Tous les écrivains qui ont parlé de cet évéque ont proclamé ses talents et ses vertus. Aussi, la vénération publique le mit au nombre des bienheureux. Il nous reste de lui huit homélies en l’honneur de la Sainte Vierge, qu’on lisait autrefois dans l’église de Lausanne, le samedi[8].

  1. Peut-être devrait-on y ajouter Tamié, bien que cette abbaye fût une filiation de Bonnevaux, en Dauphiné. Dans tous les cas, ce monastère dépendit plus tard de Clairvaux.
  2. Les Moines et leur influence sociale, par M. l’abbé Martin ; Paris, 1865.
  3. La collection de ses écrits a été publiée, entre autres, par Mabillon, en 2 vol. in-folio. De nos jours, il en a été imprimé des traductions françaises. Nous avons souvent consulté la récente édition de M. Victor Palmé, enrichie de notes et de pièces complémentaires.
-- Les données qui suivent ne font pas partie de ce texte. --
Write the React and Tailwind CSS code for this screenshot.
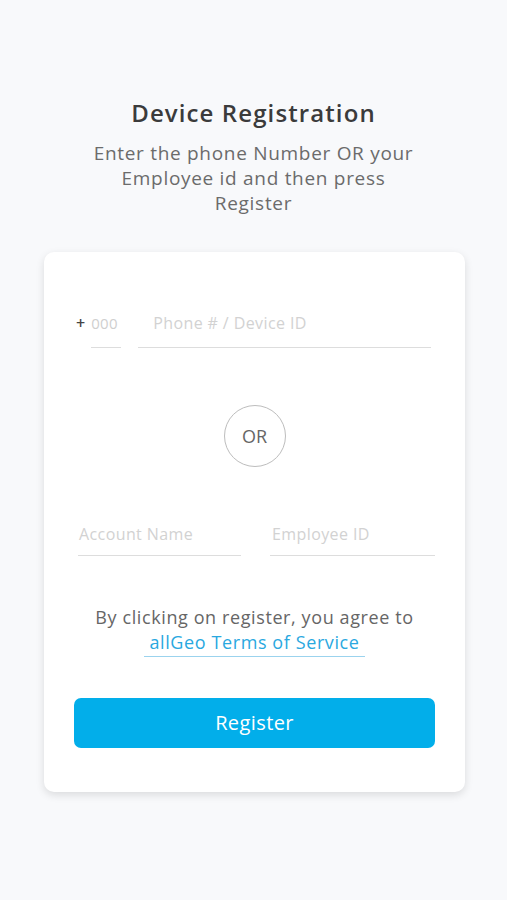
export default function App() {
  const font = { fontFamily: '"Open Sans", "Liberation Sans", sans-serif' };
  return (
    <div className="min-h-[900px] bg-[#f8f9fb] flex flex-col items-center pt-[96px]" style={font}>
      <h1 className="text-[24px] font-semibold text-[#3b3b3b] leading-[34px] tracking-[1.1px]">Device Registration</h1>
      <p className="mt-[11px] w-[330px] text-center text-[19px] leading-[25px] tracking-[0.7px] text-[#6b6b6b]">
        Enter the phone Number OR your Employee id and then press Register
      </p>

      <div className="mt-[36px] ml-[2px] w-[421px] h-[540px] bg-white rounded-[10px] shadow-[0_3px_8px_rgba(0,0,0,0.12)] px-[30px] pt-[61px]">
        {/* phone row */}
        <div className="flex items-end pl-[2px] pr-[4px]">
          <span className="text-[16px] font-semibold text-[#444] pb-[15px] mr-[6px] leading-[20px]">+</span>
          <div className="w-[30px] border-b border-[#ddd] pb-[14px] text-[15px] leading-[20px] tracking-[0.3px] text-[#cfcfcf]">000</div>
          <div className="flex-1 ml-[17px] border-b border-[#ddd] pb-[14px] pl-[15px] text-[16px] leading-[20px] tracking-[0.4px] text-[#d2d2d2]">
            Phone # / Device ID
          </div>
        </div>

        <div className="flex justify-center mt-[57px]">
          <div className="w-[62px] h-[62px] rounded-full border border-[#bdbdbd] flex items-center justify-center text-[18px] text-[#666]">
            OR
          </div>
        </div>

        <div className="flex justify-between mt-[57px] pl-[4px]">
          <div className="w-[163px] border-b border-[#ddd] pb-[11px] text-[16px] leading-[20px] tracking-[0.4px] text-[#d2d2d2] pl-[1px]">Account Name</div>
          <div className="w-[165px] border-b border-[#ddd] pb-[11px] text-[16px] leading-[20px] tracking-[0.4px] text-[#d2d2d2] pl-[2px]">Employee ID</div>
        </div>

        <div className="mt-[49px] flex flex-col items-center">
          <p className="text-[18px] leading-[24px] tracking-[0.6px] text-[#666]">By clicking on register, you agree to</p>
          <a className="mt-[1px] px-[5px] pb-[2px] border-b border-[#9bd3ee] text-[18px] leading-[24px] tracking-[0.6px] text-[#2aa8df]">
            allGeo Terms of Service
          </a>
        </div>

        <button className="mt-[41px] w-full h-[50px] rounded-[7px] bg-[#02aeea] text-white text-[20px] tracking-[0.4px]">
          Register
        </button>
      </div>
    </div>
  );
}
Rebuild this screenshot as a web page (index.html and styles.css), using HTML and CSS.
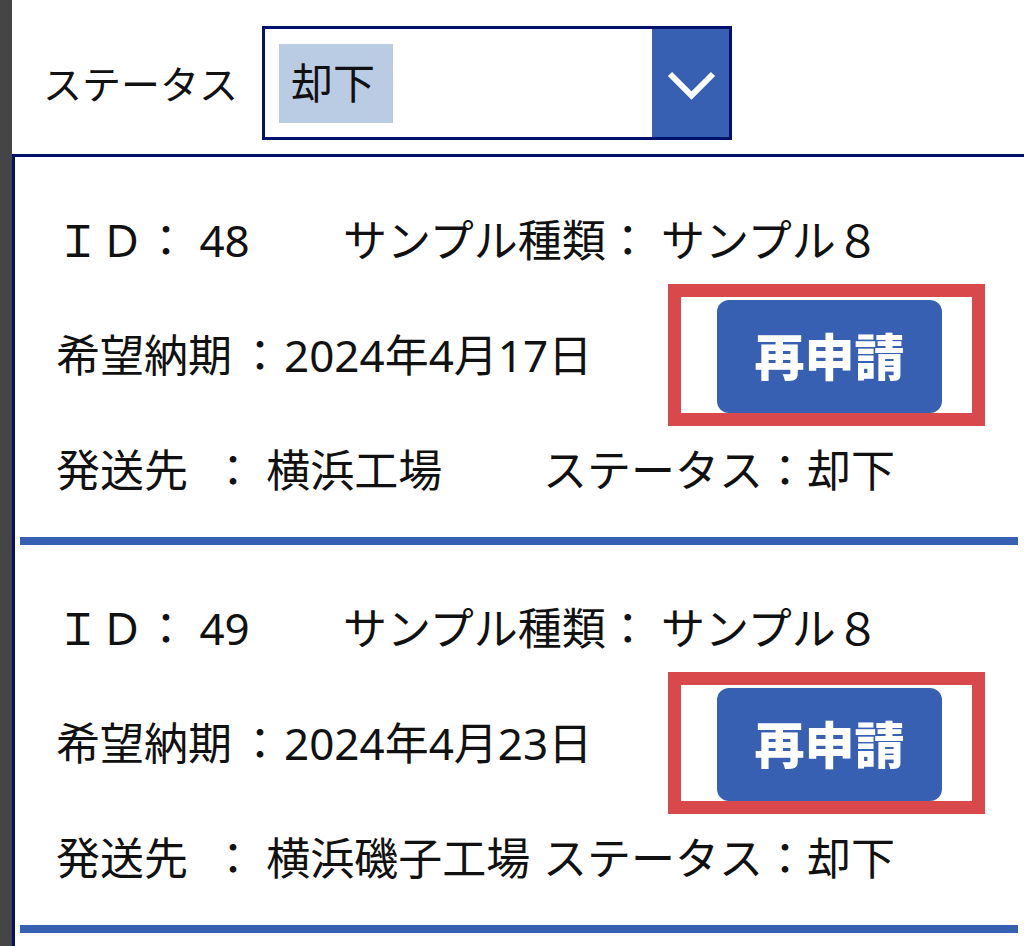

  4. Saint-Simon, qui formait une paroisse jusqu’à la Révolution française, est aujourd’hui un hameau d’Aix-les-Bains.
  5. Spon, Hist. de Genève, Preuves, n° 3. Il ne manquait que l’abbé d’Aulps. Chézery était une abbaye de Cisterciens, fondée, en 1140, par Amédée III de Savoie, au pied du versant occidental du Jura, sur les bords de la Valserine, à égale distance environ de Nantua et de Genève. — Bonmont, abbaye cistercienne, fondée, en 1123, par les familles seigneuriales de Divonne et de Gingins, dans le comté équestre, à l’ouest et à deux lieues de Nyon, sur le versant oriental de la Dôle.
    Voir, sur l’accord de Saint-Sigismond, Rég. gén., n° 344.
  6. Frédéric Ier, Barberousse, deuxième empereur de la maison de Souabe, avait succédé, en 1152, à son oncle Conrad III. Nous aurons plusieurs fois à toucher à l’histoire de ce règne aussi important que prolongé, qui ne prit fin qu’en 1190.
  7. Grémaud, opcit.
  8. Elles ont été souvent éditées. M. l’abbé Grémaud, professeur à Fribourg, les a publiées, en 1866, avec une traduction française et une notice historique sur saint Amédée.